The Maharaja Express, on the other hand, provides its passengers with much the same ambience and appointments, but their cabins are divided into ranks: Deluxe, Junior Suites, Standard Suites, and the Presidential Suite, which takes up an entire carriage and is the first commercially available rail carriage of its type in the world. Interestingly, the Maharaja Express was once the exclusive province of foreign customers, and even though Indians may now ride as well, prices are still quoted in US dollars, which stands in sharp contrast to nearly everywhere else, where you'll be given prices in India's currency, the rupee.
Each cabin of the Maharaja Express offers much the same options as the Palace on Wheels, but it boasts a few extras as well, including direct-dial phone service, electronic safes, and Internet access. In terms of dining and recreation, the Maharaja Express offers an all-day lounge, two dining cars, and a dedicated bar carriage for those who wish to imbibe during their journey.
Luxury and comfort are wonderful, and both the Maharaja Express and the Palace on Wheels have it in spades, but the true point of a train journey such as this is the excursions. Simply stated, no one wants to stay in their cabin or on the train all the time, no matter how well-appointed it might be. Luckily, that won't be an issue if you find yourself aboard one of these fine passenger trains. In fact, there's so much to do you may have to take more than one trip to see it all! The routes for each train can be found below.
The Palace on Wheels begins its eight day, seven night journey in New Delhi, and then makes several stops throughout Rajasthan, including such cities as Udaipur, Agra, and Jodhpur, as well as several others. While there, tourists and passengers can explore ancient historical landmarks, sample great food, and frequent the many temples to be found in the area. Additionally, fans of Rudyard Kipling will note that Udaipur is mentioned prominently in both instalments of THE JUNGLE BOOK as the pre-jungle home of Bagheera the panther.
On the other hand, the Maharaja Express comprises several routes, and which one you enjoy will depend upon your own selection. They are as follows:
Heritage of India: This route is an eight-day, seven-night voyage to many of Rajasthan’s most exciting cities, including Mumbai, Bikaner, Jaipur, Udaipur, and Delhi, with a few others sprinkled in for good measure.
Treasures of India: This journey will take four days and three nights, and will begin and end in Delhi. Other cities visited will include Agra, Ranthambore, and Jaipur.
Gems of India: This route is identical to the Treasures of India route discussed above, both in duration and in terms of places you'll visit.
Indian Panorama: Lasting a full week (seven days, eight nights), this spectacular journey will begin and end in Delhi, taking you to a few previously mentioned cities - Agra, for instance - as well as a few new and exotic ones, such as Fatehpur Sikri, an imperial city with heavy Muslim and Mughal influences. Attractions include multiple mosques, palaces, and the tomb of a Sufi saint.

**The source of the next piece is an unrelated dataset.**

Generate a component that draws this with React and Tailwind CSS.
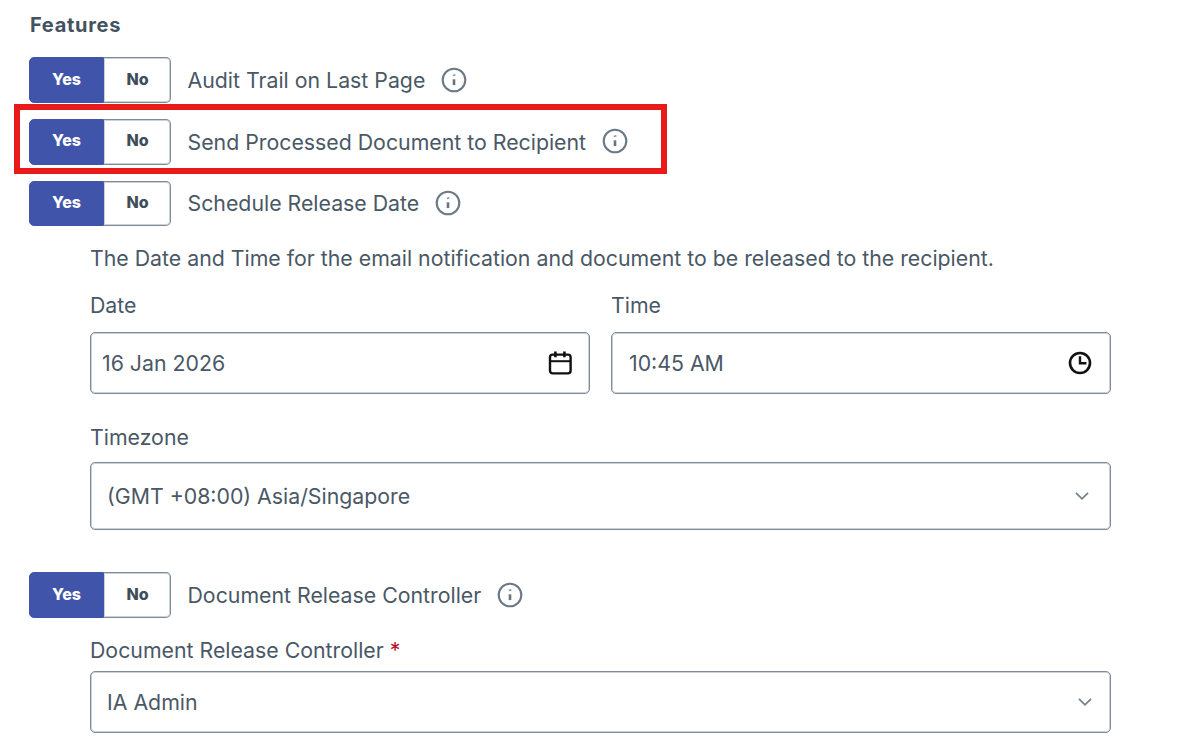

The Indian Splendour: The final route you may choose from, the Indian Splendour is another week-long journey into India's fascinating Rajasthani province. It is best thought of as a combination of two other routes, the Gems of India and The Heritage of India, as all cities in those routes are visited, as well as Balasinor and Mumbai, where your journey will terminate.
It is worth noting that attractions within all of the cities mentioned here are so numerous as to defy a listing. Indeed, the best, and some might say only way to see these places in their fullness is to jump in with both feet and soak up as much as you can before your train departs again. From humble food stalls to architecture and history so profound it will humble you, these cities have it all, and yet they hardly scratch the surface of India's seemingly depthless, divine nature.
India, without belabouring the point, is a truly special and remarkable place. It would take many lifetimes to see it all, but if you must try and cram it all into just one, the best way to do it is by train, and the best trains to take are without a doubt the most aptly-named Palace on Wheels and Maharaja Express.